Electronic orbital response of infinite periodic systems to uniform
external magnetic fields
Bernard Kirtman,a Mohammad Molayem,b and Michael Springborgb
a Department of Chemistry and Biochemistry, University of California, Santa Barbara,
California 93106, U.S.A.
b Physical and Theoretical Chemistry, University of Saarland, 66123 Saarbrucken, Germany
The electronic orbital (as opposed to spin) response to a uniform external magnetic field –
particularly when coupled with the effect of either simultaneous electric fields, mechanical
forces, or structural distortions, as well as internal magnetic fields – is a key ingredient in a
wide variety of important physical properties. Such properties include optical rotation, NMR
shielding, ESR g-tensor, vibrational circular dichroism, Faraday rotation and others. For
ordinary molecules the theoretical treatment of this response is well established, but that is not
the case for infinite periodic systems. Here, we present a treatment of the latter based on an
extension of our previous approach to the corresponding electric field problem. Important
differences arise because the magnetic field term depends upon the gauge origin and also
upon the electronic linear momenta, in addition to the electronic positions. As a consequence,
the obvious choice for the many-electron Hamiltonian operator becomes non-hermitian and
must be modified accordingly. The hermitian character is lost, however, for the subsequently
derived Hartree-Fock (HF) or Kohn-Sham (KS) single-particle operator that determines the
electronic orbitals in the general case.
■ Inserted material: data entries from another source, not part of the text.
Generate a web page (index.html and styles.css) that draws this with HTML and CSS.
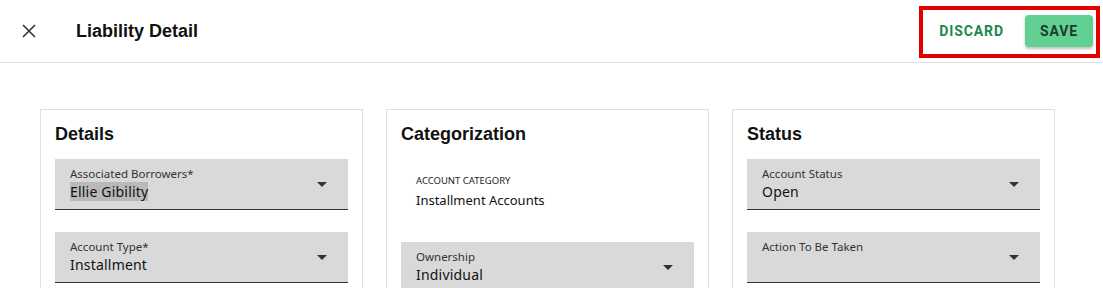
FILE: index.html
```html
<!DOCTYPE html>
<html lang="en">
<head>
    <meta charset="UTF-8">
    <meta name="viewport" content="width=device-width, initial-scale=1.0">
    <title>Liability Detail</title>
    <link rel="stylesheet" href="styles.css">
</head>
<body>

<div class="page">
    <header class="topbar">
        <button class="close-btn" aria-label="Close">
            <svg width="14" height="14" viewBox="0 0 14 14"><path d="M1 1L13 13M13 1L1 13" stroke="#333" stroke-width="1.6" fill="none"/></svg>
        </button>
        <h1 class="title">Liability Detail</h1>
        <div class="actions">
            <button class="btn-text">DISCARD</button>
            <button class="btn-save">SAVE</button>
        </div>
    </header>

    <main class="cards">
        <section class="card">
            <h2 class="card-title">Details</h2>
            <div class="field">
                <div class="field-body">
                    <span class="field-label">Associated Borrowers*</span>
                    <span class="field-value"><span class="selected">Ellie Gibility</span></span>
                </div>
                <span class="arrow"></span>
            </div>
            <div class="field">
                <div class="field-body">
                    <span class="field-label">Account Type*</span>
                    <span class="field-value">Installment</span>
                </div>
                <span class="arrow"></span>
            </div>
        </section>

        <section class="card">
            <h2 class="card-title">Categorization</h2>
            <div class="readonly">
                <span class="readonly-label">ACCOUNT CATEGORY</span>
                <span class="readonly-value">Installment Accounts</span>
            </div>
            <div class="field">
                <div class="field-body">
                    <span class="field-label">Ownership</span>
                    <span class="field-value">Individual</span>
                </div>
                <span class="arrow"></span>
            </div>
        </section>

        <section class="card">
            <h2 class="card-title">Status</h2>
            <div class="field">
                <div class="field-body">
                    <span class="field-label">Account Status</span>
                    <span class="field-value">Open</span>
                </div>
                <span class="arrow"></span>
            </div>
            <div class="field">
                <div class="field-body">
                    <span class="field-label">Action To Be Taken</span>
                    <span class="field-value"></span>
                </div>
                <span class="arrow"></span>
            </div>
        </section>
    </main>
</div>

</body>
</html>
```

FILE: styles.css
```css
body {
    margin: 0;
    padding: 0;
    font-family: "Liberation Sans", Arial, sans-serif;
    background-color: #fff;
    color: #111;
}

.page {
    height: 100vh;
    overflow: hidden;
}

.topbar {
    display: flex;
    align-items: center;
    height: 62px;
    border-bottom: 1px solid #e2e2e2;
}

.close-btn {
    background: none;
    border: none;
    padding: 0;
    margin-left: 22px;
    width: 14px;
    height: 14px;
    display: flex;
    cursor: pointer;
}

.title {
    margin: 0 0 0 40px;
    font-size: 18px;
    font-weight: bold;
    color: #111;
    flex: 1;
}

.actions {
    display: flex;
    align-items: center;
    gap: 21px;
    border: 4px solid #e20000;
    padding: 5px 3px 7px 16px;
    margin-right: 3px;
    margin-top: 2px;
}

.btn-text {
    background: none;
    border: none;
    padding: 8px 0;
    font-family: Roboto, sans-serif;
    font-weight: 700;
    font-size: 14px;
    letter-spacing: 0.9px;
    color: #1b8a4c;
    cursor: pointer;
}

.btn-save {
    background-color: #62d092;
    border: none;
    border-radius: 4px;
    height: 32px;
    padding: 0 15px;
    font-family: Roboto, sans-serif;
    font-weight: 700;
    font-size: 14px;
    letter-spacing: 0.9px;
    color: #1d3a2b;
    box-shadow: 0 2px 3px rgba(0, 0, 0, 0.25);
    cursor: pointer;
}

.cards {
    display: flex;
    gap: 23px;
    padding: 46px 0 0 40px;
}

.card {
    box-sizing: border-box;
    width: 323px;
    height: 300px;
    border: 1px solid #e0e0e0;
    padding: 13px 14px 0 14px;
}

.card-title {
    margin: 0 0 14px 0;
    font-size: 18px;
    line-height: 22px;
    font-weight: bold;
    color: #111;
}

.field {
    display: flex;
    align-items: center;
    height: 50px;
    background-color: #d9d9d9;
    border-bottom: 1px solid #333;
    padding: 0 21px 0 15px;
    margin-bottom: 22px;
    font-family: "Noto Sans", "Open Sans", sans-serif;
}

.field-body {
    flex: 1;
    display: flex;
    flex-direction: column;
    align-self: flex-start;
    padding-top: 7px;
}

.field-label {
    font-size: 11.5px;
    line-height: 16px;
    color: #333;
}

.field-value {
    font-size: 14px;
    line-height: 20px;
    height: 20px;
    color: #111;
    letter-spacing: 0.2px;
}

.selected {
    background-color: #b9b9b9;
}

.arrow {
    width: 0;
    height: 0;
    border-left: 5px solid transparent;
    border-right: 5px solid transparent;
    border-top: 5px solid #333;
}

.readonly {
    box-sizing: border-box;
    display: flex;
    flex-direction: column;
    padding: 15px 15px 0 15px;
    height: 61px;
    margin-bottom: 22px;
    font-family: "Noto Sans", "Open Sans", sans-serif;
}

.readonly-label {
    font-size: 9.5px;
    line-height: 14px;
    color: #222;
}

.readonly-value {
    margin-top: 3px;
    font-size: 13px;
    line-height: 18px;
    color: #111;
}
```
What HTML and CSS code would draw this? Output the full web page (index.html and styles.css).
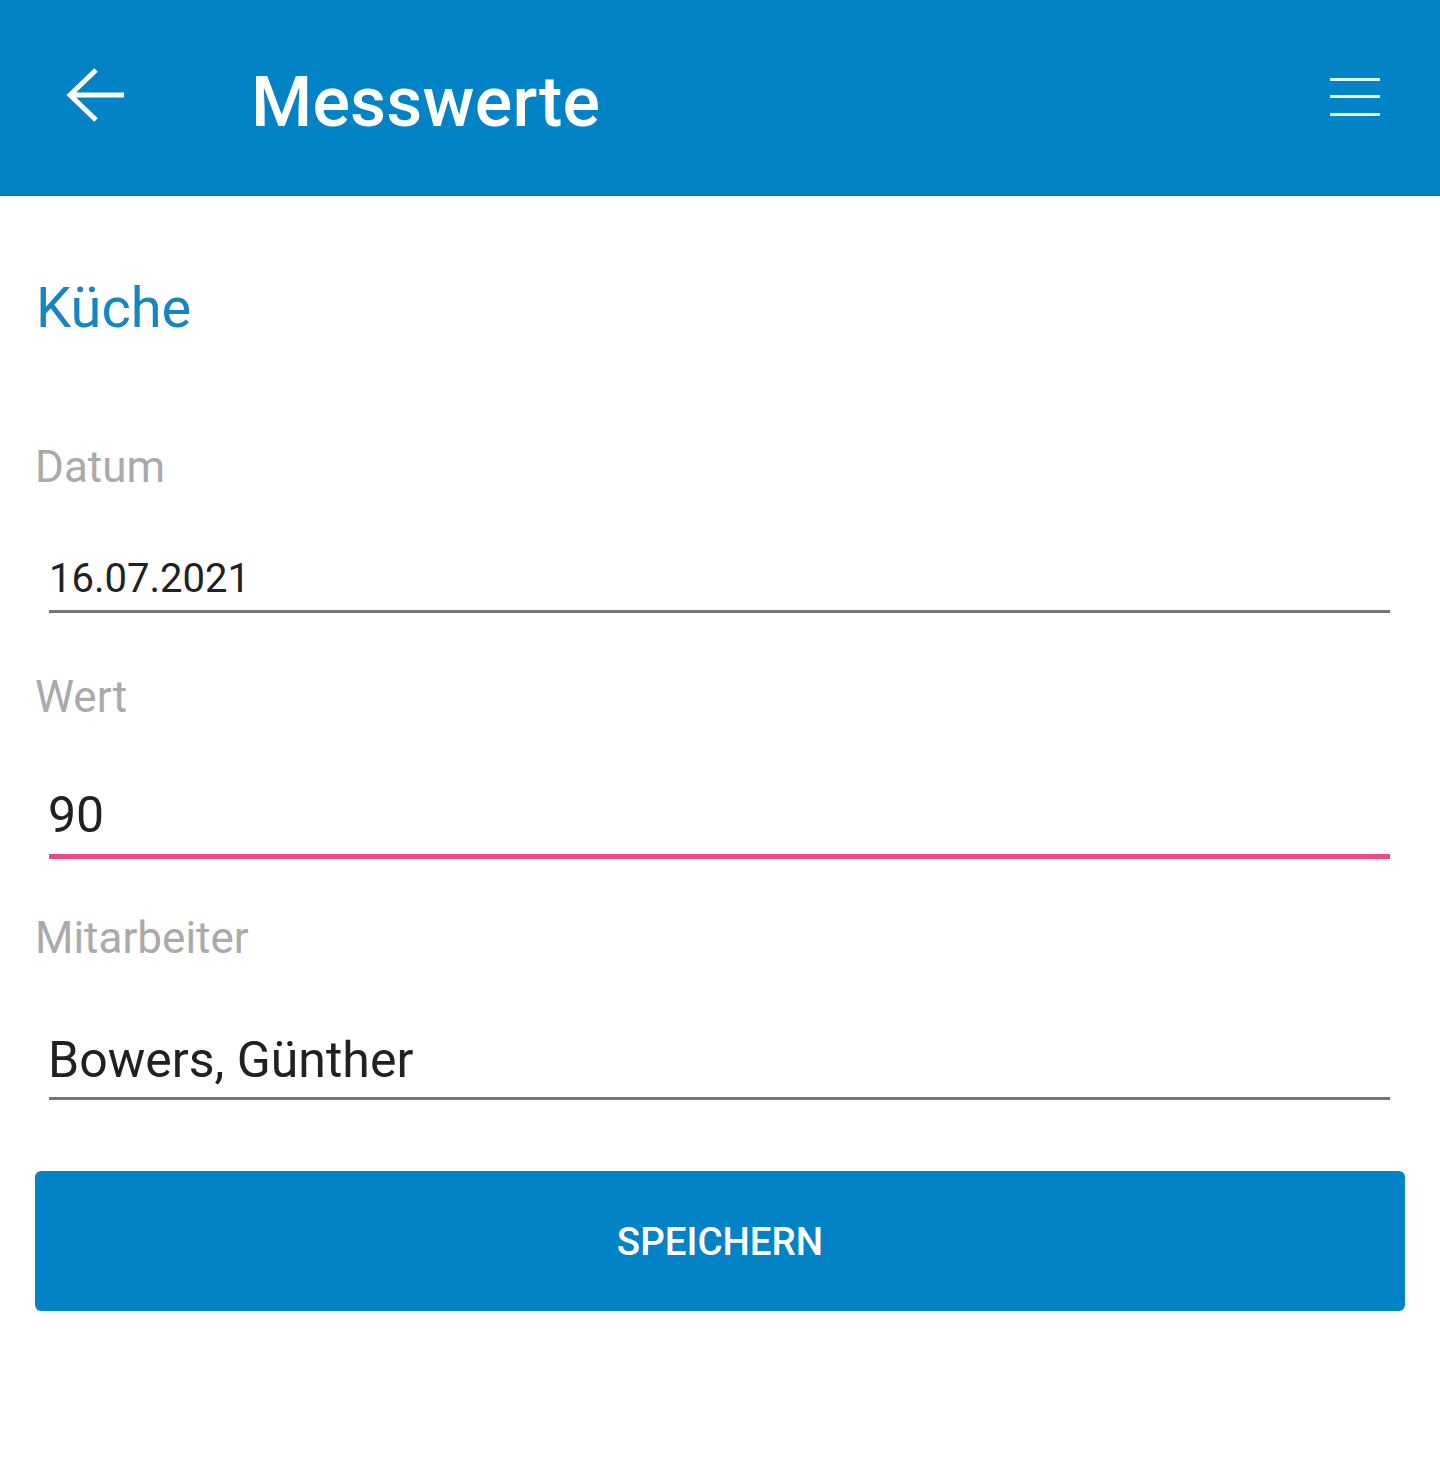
FILE: index.html
```html
<!DOCTYPE html>
<html lang="de">
<head>
    <meta charset="UTF-8">
    <meta name="viewport" content="width=device-width, initial-scale=1.0">
    <title>Messwerte</title>
    <link rel="stylesheet" href="styles.css">
</head>
<body>
    <header class="toolbar">
        <button class="toolbar-back" aria-label="Zurück">
            <svg width="60" height="60" viewBox="0 0 60 60">
                <path d="M59 28 H6 M31 3 L5 28 L31 53" fill="none" stroke="#fff" stroke-width="5" stroke-linejoin="miter"/>
            </svg>
        </button>
        <h1 class="toolbar-title">Messwerte</h1>
        <button class="toolbar-menu" aria-label="Menü">
            <svg width="50" height="42" viewBox="0 0 50 42">
                <rect x="0" y="4" width="50" height="3" fill="#e4f6ff"/>
                <rect x="0" y="21" width="50" height="3" fill="#e4f6ff"/>
                <rect x="0" y="39" width="50" height="3" fill="#e4f6ff"/>
            </svg>
        </button>
    </header>

    <main class="form">
        <h2 class="room">Küche</h2>

        <label class="field-label">Datum</label>
        <div class="field field-date">16.07.2021</div>

        <label class="field-label field-label-wert">Wert</label>
        <div class="field field-big field-focused">90</div>

        <label class="field-label field-label-ma">Mitarbeiter</label>
        <div class="field field-big field-ma">Bowers, Günther</div>

        <button class="save-button">SPEICHERN</button>
    </main>
</body>
</html>
```

FILE: styles.css
```css
body {
    margin: 0;
    background-color: #fff;
    font-family: Roboto, "Noto Sans", sans-serif;
}

/* Kopfzeile */
.toolbar {
    height: 195px;
    background-color: #0283c5;
    border-bottom: 1px solid #0a74a8;
    display: flex;
    align-items: center;
    padding: 0 60px 0 65px;
}

.toolbar button {
    background: none;
    border: none;
    padding: 0;
    cursor: pointer;
    display: flex;
}

.toolbar-back {
    margin-top: -2px;
}

.toolbar-title {
    flex-grow: 1;
    margin: 8px 0 0 126px;
    color: #fff;
    font-size: 70px;
    font-weight: 500;
    line-height: 1;
    letter-spacing: 0.2px;
}

.toolbar-menu {
    margin-top: -5px;
}

/* Formular */
.form {
    display: flex;
    flex-direction: column;
    padding: 0 35px;
}

.room {
    margin: 84px 0 0 1px;
    color: #1685c2;
    font-size: 56px;
    font-weight: 400;
    line-height: 1;
}

.field-label {
    margin: 109px 0 0 0;
    color: #aaaaaa;
    font-size: 44px;
    line-height: 1;
}

.field-label-wert {
    margin-top: 62px;
}

.field-label-ma {
    margin-top: 57px;
}

.field {
    margin: 70px 15px 0 14px;
    padding: 0 0 11px 0;
    border-bottom: 3px solid #777;
    color: #212121;
    font-size: 40px;
    line-height: 1;
}

.field-big {
    margin-top: 71px;
    font-size: 50px;
    padding-bottom: 14px;
    text-indent: -1px;
}

.field-focused {
    border-bottom: 5px solid #ea4a86;
}

.field-ma {
    margin-top: 75px;
    padding-bottom: 12px;
}

.save-button {
    margin-top: 71px;
    height: 140px;
    background-color: #0283c5;
    color: #fff;
    border: none;
    border-radius: 6px;
    font-family: Roboto, "Noto Sans", sans-serif;
    font-size: 38.5px;
    font-weight: 500;
    cursor: pointer;
}
```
It can be shown, however, that this does not occur for
either the canonical orbitals or the non-canonical orbitals that occur in coupled HF/KS
perturbation theory. As far as the gauge origin is concerned, one can readily convert the
common origin to an individual one for each unit cell by modifying the usual k-dependent
phase of the Bloch orbitals and, then, magnetic field-dependent phases can be included for
each atom of the unit cell as in the molecular GIAO method. On the other hand, in contrast
with electric fields, the field-free phase of the crystal orbitals has no effect.